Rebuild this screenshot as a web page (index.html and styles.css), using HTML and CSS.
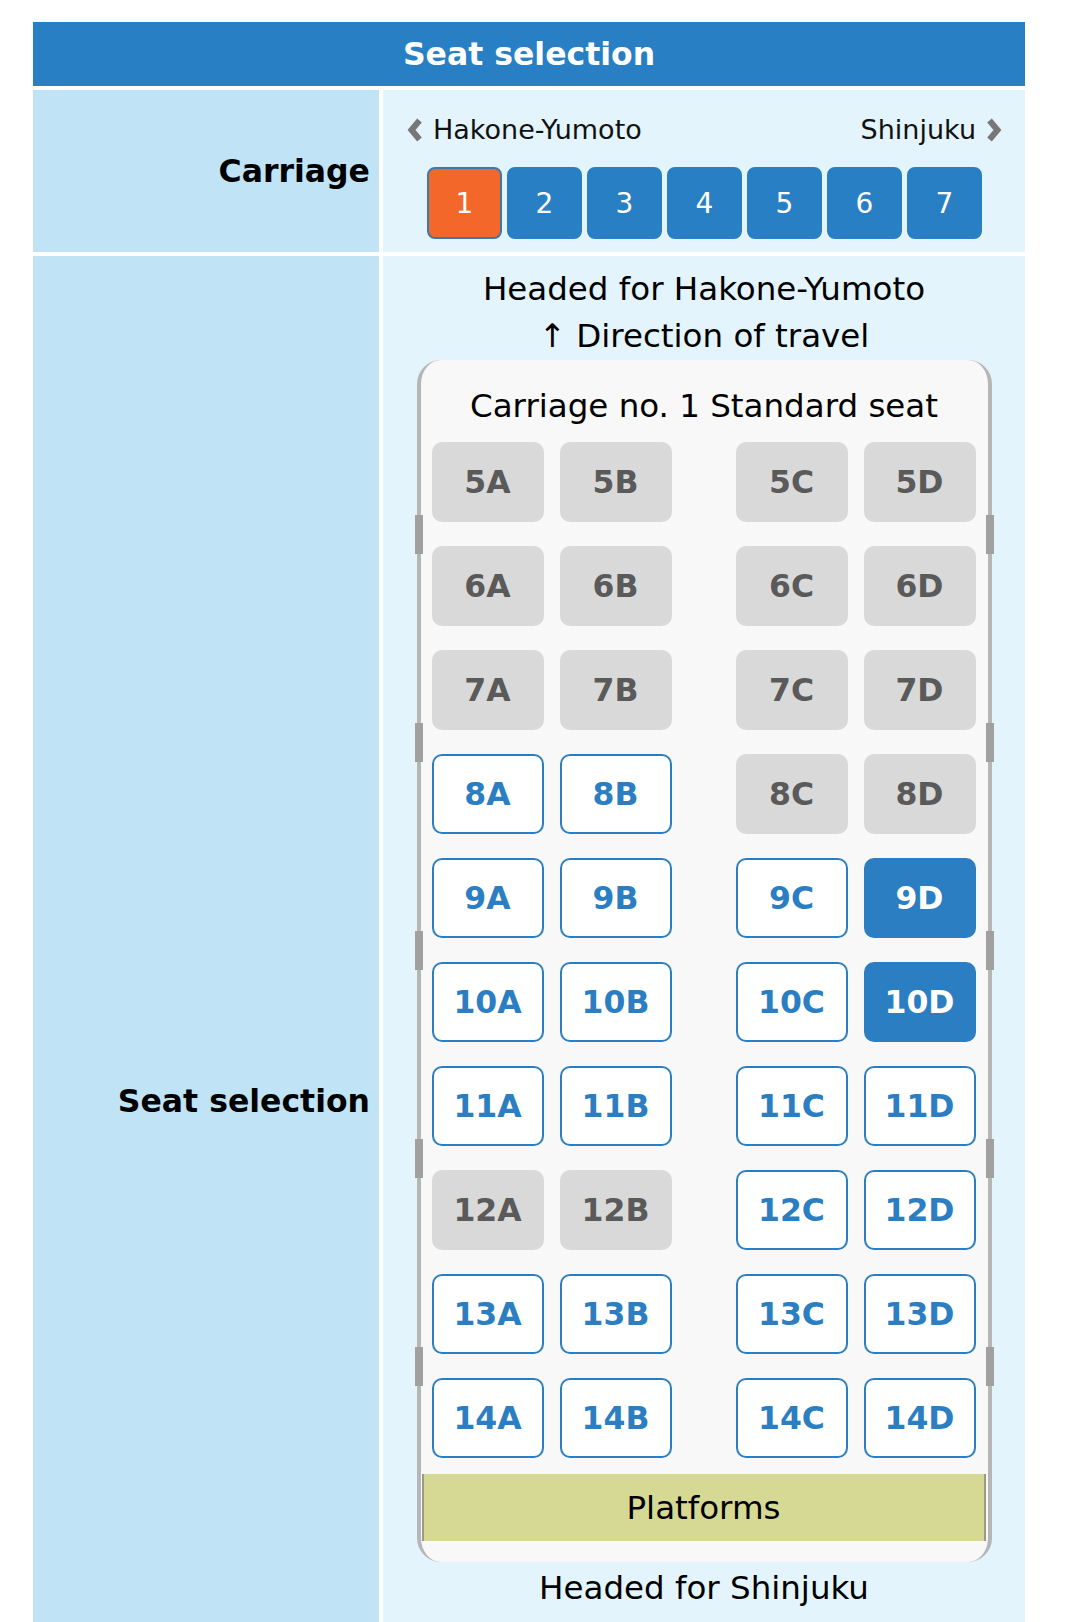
FILE: index.html
```html
<!DOCTYPE html>
<html lang="en">
<head>
<meta charset="utf-8">
<title>Seat selection</title>
<link rel="stylesheet" href="styles.css">
</head>
<body>
<div class="page">
  <div class="title">Seat selection</div>

  <div class="label label-carriage">Carriage</div>
  <div class="cell cell-carriage">
    <div class="nav">
      <span class="nav-item">
        <svg class="chev" viewBox="0 0 16 26" width="16" height="26"><polyline points="12.5,3.5 4.5,13 12.5,22.5" fill="none" stroke="#777" stroke-width="6" stroke-linejoin="miter"/></svg>
        Hakone-Yumoto
      </span>
      <span class="nav-item">
        Shinjuku
        <svg class="chev" viewBox="0 0 16 26" width="16" height="26"><polyline points="3.5,3.5 11.5,13 3.5,22.5" fill="none" stroke="#777" stroke-width="6" stroke-linejoin="miter"/></svg>
      </span>
    </div>
    <div class="cars">
      <span class="car car-on">1</span>
      <span class="car">2</span>
      <span class="car">3</span>
      <span class="car">4</span>
      <span class="car">5</span>
      <span class="car">6</span>
      <span class="car">7</span>
    </div>
  </div>

  <div class="label label-seat">Seat selection</div>
  <div class="cell cell-seat">
    <div class="dir">Headed for Hakone-Yumoto</div>
    <div class="dir">↑ Direction of travel</div>
    <div class="coach">
      <span class="door door-l" style="top:155px"></span>
      <span class="door door-l" style="top:363px"></span>
      <span class="door door-l" style="top:571px"></span>
      <span class="door door-l" style="top:779px"></span>
      <span class="door door-l" style="top:987px"></span>
      <span class="door door-r" style="top:155px"></span>
      <span class="door door-r" style="top:363px"></span>
      <span class="door door-r" style="top:571px"></span>
      <span class="door door-r" style="top:779px"></span>
      <span class="door door-r" style="top:987px"></span>
      <div class="coach-title">Carriage no. 1 Standard seat</div>
      <div class="seats">
        <div class="row"><div class="pair"><span class="seat taken">5A</span><span class="seat taken">5B</span></div><div class="pair"><span class="seat taken">5C</span><span class="seat taken">5D</span></div></div>
        <div class="row"><div class="pair"><span class="seat taken">6A</span><span class="seat taken">6B</span></div><div class="pair"><span class="seat taken">6C</span><span class="seat taken">6D</span></div></div>
        <div class="row"><div class="pair"><span class="seat taken">7A</span><span class="seat taken">7B</span></div><div class="pair"><span class="seat taken">7C</span><span class="seat taken">7D</span></div></div>
        <div class="row"><div class="pair"><span class="seat free">8A</span><span class="seat free">8B</span></div><div class="pair"><span class="seat taken">8C</span><span class="seat taken">8D</span></div></div>
        <div class="row"><div class="pair"><span class="seat free">9A</span><span class="seat free">9B</span></div><div class="pair"><span class="seat free">9C</span><span class="seat chosen">9D</span></div></div>
        <div class="row"><div class="pair"><span class="seat free">10A</span><span class="seat free">10B</span></div><div class="pair"><span class="seat free">10C</span><span class="seat chosen">10D</span></div></div>
        <div class="row"><div class="pair"><span class="seat free">11A</span><span class="seat free">11B</span></div><div class="pair"><span class="seat free">11C</span><span class="seat free">11D</span></div></div>
        <div class="row"><div class="pair"><span class="seat taken">12A</span><span class="seat taken">12B</span></div><div class="pair"><span class="seat free">12C</span><span class="seat free">12D</span></div></div>
        <div class="row"><div class="pair"><span class="seat free">13A</span><span class="seat free">13B</span></div><div class="pair"><span class="seat free">13C</span><span class="seat free">13D</span></div></div>
        <div class="row"><div class="pair"><span class="seat free">14A</span><span class="seat free">14B</span></div><div class="pair"><span class="seat free">14C</span><span class="seat free">14D</span></div></div>
      </div>
      <div class="platform">Platforms</div>
    </div>
    <div class="dir dir-end">Headed for Shinjuku</div>
  </div>
</div>
</body>
</html>
```

FILE: styles.css
```css
* { box-sizing: border-box; }

html, body {
  margin: 0;
  padding: 0;
  background: #ffffff;
}

body {
  font-family: "DejaVu Sans", Verdana, sans-serif;
  color: #111111;
}

.page {
  margin: 22px 0 0 33px;
  width: 992px;
  display: grid;
  grid-template-columns: 346px 642px;
  gap: 4px;
}

.title {
  grid-column: 1 / 3;
  height: 64px;
  background: #287fc3;
  color: #ffffff;
  font-weight: bold;
  font-size: 31.5px;
  display: flex;
  align-items: center;
  justify-content: center;
}

.label {
  background: #c0e4f6;
  font-weight: bold;
  font-size: 31.5px;
  color: #000000;
  text-align: right;
  padding-right: 9px;
}

.label-carriage {
  display: flex;
  align-items: center;
  justify-content: flex-end;
}

.label-seat {
  padding-top: 822px;
  line-height: 46px;
}

.cell {
  background: #e3f4fc;
}

.cell-carriage {
  padding: 21px 23px 13px 24px;
}

.nav {
  display: flex;
  justify-content: space-between;
  align-items: center;
  font-size: 27px;
  line-height: 38px;
  height: 38px;
}

.nav-item {
  display: flex;
  align-items: center;
  gap: 10px;
}

.chev {
  display: block;
}

.cars {
  margin-top: 18px;
  display: flex;
  justify-content: center;
  gap: 5px;
}

.car {
  width: 75px;
  height: 72px;
  border-radius: 8px;
  background: #287fc3;
  border: 2px solid #287fc3;
  color: #ffffff;
  font-size: 28px;
  display: flex;
  align-items: center;
  justify-content: center;
}

.car-on {
  background: #f4672a;
  border-color: #3f77aa;
}

.cell-seat {
  padding: 10px 0 12px;
  display: flex;
  flex-direction: column;
  align-items: center;
}

.dir {
  font-size: 32.5px;
  line-height: 47px;
  color: #000000;
}

.dir-end {
  margin-top: 3px;
}

.coach {
  position: relative;
  width: 575px;
  background: #f8f8f8;
  border-left: 4px solid #b6b6b6;
  border-right: 4px solid #b6b6b6;
  border-radius: 24px;
  padding: 23px 0 21px;
}

.door {
  position: absolute;
  width: 8px;
  height: 39px;
  background: #a0a0a0;
}

.door-l { left: -6px; }
.door-r { right: -6px; }

.coach-title {
  text-align: center;
  font-size: 32.5px;
  line-height: 46px;
  color: #000000;
}

.seats {
  margin-top: 13px;
  padding: 0 12px 0 11px;
  display: grid;
  row-gap: 24px;
}

.row {
  display: flex;
  justify-content: space-between;
}

.pair {
  display: flex;
  gap: 16px;
}

.seat {
  width: 112px;
  height: 80px;
  border-radius: 10px;
  font-weight: bold;
  font-size: 31.5px;
  display: flex;
  align-items: center;
  justify-content: center;
}

.taken {
  background: #d9d9d9;
  color: #5a5a5a;
}

.free {
  background: #ffffff;
  border: 2px solid #2a7ec1;
  color: #2a7ec1;
}

.chosen {
  background: #2a7ec1;
  color: #ffffff;
}

.platform {
  margin: 16px 2px 0 1px;
  height: 67px;
  background: #d6d993;
  border-left: 2px solid #9a9a86;
  border-right: 2px solid #9a9a86;
  font-size: 32.5px;
  color: #000000;
  display: flex;
  align-items: center;
  justify-content: center;
}
```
==*==
## PROBLEM:
Reproduce each line word for word and drop the pictures.

## THE ANSWER:
Rebuild this screenshot as a web page (index.html and styles.css), using HTML and CSS.
FILE: index.html
```html
<!DOCTYPE html>
<html lang="en">
<head>
<meta charset="utf-8">
<title>Seat selection</title>
<link rel="stylesheet" href="styles.css">
</head>
<body>
<div class="page">
  <div class="title">Seat selection</div>

  <div class="label label-carriage">Carriage</div>
  <div class="cell cell-carriage">
    <div class="nav">
      <span class="nav-item">
        <svg class="chev" viewBox="0 0 16 26" width="16" height="26"><polyline points="12.5,3.5 4.5,13 12.5,22.5" fill="none" stroke="#777" stroke-width="6" stroke-linejoin="miter"/></svg>
        Hakone-Yumoto
      </span>
      <span class="nav-item">
        Shinjuku
        <svg class="chev" viewBox="0 0 16 26" width="16" height="26"><polyline points="3.5,3.5 11.5,13 3.5,22.5" fill="none" stroke="#777" stroke-width="6" stroke-linejoin="miter"/></svg>
      </span>
    </div>
    <div class="cars">
      <span class="car car-on">1</span>
      <span class="car">2</span>
      <span class="car">3</span>
      <span class="car">4</span>
      <span class="car">5</span>
      <span class="car">6</span>
      <span class="car">7</span>
    </div>
  </div>

  <div class="label label-seat">Seat selection</div>
  <div class="cell cell-seat">
    <div class="dir">Headed for Hakone-Yumoto</div>
    <div class="dir">↑ Direction of travel</div>
    <div class="coach">
      <span class="door door-l" style="top:155px"></span>
      <span class="door door-l" style="top:363px"></span>
      <span class="door door-l" style="top:571px"></span>
      <span class="door door-l" style="top:779px"></span>
      <span class="door door-l" style="top:987px"></span>
      <span class="door door-r" style="top:155px"></span>
      <span class="door door-r" style="top:363px"></span>
      <span class="door door-r" style="top:571px"></span>
      <span class="door door-r" style="top:779px"></span>
      <span class="door door-r" style="top:987px"></span>
      <div class="coach-title">Carriage no. 1 Standard seat</div>
      <div class="seats">
        <div class="row"><div class="pair"><span class="seat taken">5A</span><span class="seat taken">5B</span></div><div class="pair"><span class="seat taken">5C</span><span class="seat taken">5D</span></div></div>
        <div class="row"><div class="pair"><span class="seat taken">6A</span><span class="seat taken">6B</span></div><div class="pair"><span class="seat taken">6C</span><span class="seat taken">6D</span></div></div>
        <div class="row"><div class="pair"><span class="seat taken">7A</span><span class="seat taken">7B</span></div><div class="pair"><span class="seat taken">7C</span><span class="seat taken">7D</span></div></div>
        <div class="row"><div class="pair"><span class="seat free">8A</span><span class="seat free">8B</span></div><div class="pair"><span class="seat taken">8C</span><span class="seat taken">8D</span></div></div>
        <div class="row"><div class="pair"><span class="seat free">9A</span><span class="seat free">9B</span></div><div class="pair"><span class="seat free">9C</span><span class="seat chosen">9D</span></div></div>
        <div class="row"><div class="pair"><span class="seat free">10A</span><span class="seat free">10B</span></div><div class="pair"><span class="seat free">10C</span><span class="seat chosen">10D</span></div></div>
        <div class="row"><div class="pair"><span class="seat free">11A</span><span class="seat free">11B</span></div><div class="pair"><span class="seat free">11C</span><span class="seat free">11D</span></div></div>
        <div class="row"><div class="pair"><span class="seat taken">12A</span><span class="seat taken">12B</span></div><div class="pair"><span class="seat free">12C</span><span class="seat free">12D</span></div></div>
        <div class="row"><div class="pair"><span class="seat free">13A</span><span class="seat free">13B</span></div><div class="pair"><span class="seat free">13C</span><span class="seat free">13D</span></div></div>
        <div class="row"><div class="pair"><span class="seat free">14A</span><span class="seat free">14B</span></div><div class="pair"><span class="seat free">14C</span><span class="seat free">14D</span></div></div>
      </div>
      <div class="platform">Platforms</div>
    </div>
    <div class="dir dir-end">Headed for Shinjuku</div>
  </div>
</div>
</body>
</html>
```

FILE: styles.css
```css
* { box-sizing: border-box; }

html, body {
  margin: 0;
  padding: 0;
  background: #ffffff;
}

body {
  font-family: "DejaVu Sans", Verdana, sans-serif;
  color: #111111;
}

.page {
  margin: 22px 0 0 33px;
  width: 992px;
  display: grid;
  grid-template-columns: 346px 642px;
  gap: 4px;
}

.title {
  grid-column: 1 / 3;
  height: 64px;
  background: #287fc3;
  color: #ffffff;
  font-weight: bold;
  font-size: 31.5px;
  display: flex;
  align-items: center;
  justify-content: center;
}

.label {
  background: #c0e4f6;
  font-weight: bold;
  font-size: 31.5px;
  color: #000000;
  text-align: right;
  padding-right: 9px;
}

.label-carriage {
  display: flex;
  align-items: center;
  justify-content: flex-end;
}

.label-seat {
  padding-top: 822px;
  line-height: 46px;
}

.cell {
  background: #e3f4fc;
}

.cell-carriage {
  padding: 21px 23px 13px 24px;
}

.nav {
  display: flex;
  justify-content: space-between;
  align-items: center;
  font-size: 27px;
  line-height: 38px;
  height: 38px;
}

.nav-item {
  display: flex;
  align-items: center;
  gap: 10px;
}

.chev {
  display: block;
}

.cars {
  margin-top: 18px;
  display: flex;
  justify-content: center;
  gap: 5px;
}

.car {
  width: 75px;
  height: 72px;
  border-radius: 8px;
  background: #287fc3;
  border: 2px solid #287fc3;
  color: #ffffff;
  font-size: 28px;
  display: flex;
  align-items: center;
  justify-content: center;
}

.car-on {
  background: #f4672a;
  border-color: #3f77aa;
}

.cell-seat {
  padding: 10px 0 12px;
  display: flex;
  flex-direction: column;
  align-items: center;
}

.dir {
  font-size: 32.5px;
  line-height: 47px;
  color: #000000;
}

.dir-end {
  margin-top: 3px;
}

.coach {
  position: relative;
  width: 575px;
  background: #f8f8f8;
  border-left: 4px solid #b6b6b6;
  border-right: 4px solid #b6b6b6;
  border-radius: 24px;
  padding: 23px 0 21px;
}

.door {
  position: absolute;
  width: 8px;
  height: 39px;
  background: #a0a0a0;
}

.door-l { left: -6px; }
.door-r { right: -6px; }

.coach-title {
  text-align: center;
  font-size: 32.5px;
  line-height: 46px;
  color: #000000;
}

.seats {
  margin-top: 13px;
  padding: 0 12px 0 11px;
  display: grid;
  row-gap: 24px;
}

.row {
  display: flex;
  justify-content: space-between;
}

.pair {
  display: flex;
  gap: 16px;
}

.seat {
  width: 112px;
  height: 80px;
  border-radius: 10px;
  font-weight: bold;
  font-size: 31.5px;
  display: flex;
  align-items: center;
  justify-content: center;
}

.taken {
  background: #d9d9d9;
  color: #5a5a5a;
}

.free {
  background: #ffffff;
  border: 2px solid #2a7ec1;
  color: #2a7ec1;
}

.chosen {
  background: #2a7ec1;
  color: #ffffff;
}

.platform {
  margin: 16px 2px 0 1px;
  height: 67px;
  background: #d6d993;
  border-left: 2px solid #9a9a86;
  border-right: 2px solid #9a9a86;
  font-size: 32.5px;
  color: #000000;
  display: flex;
  align-items: center;
  justify-content: center;
}
```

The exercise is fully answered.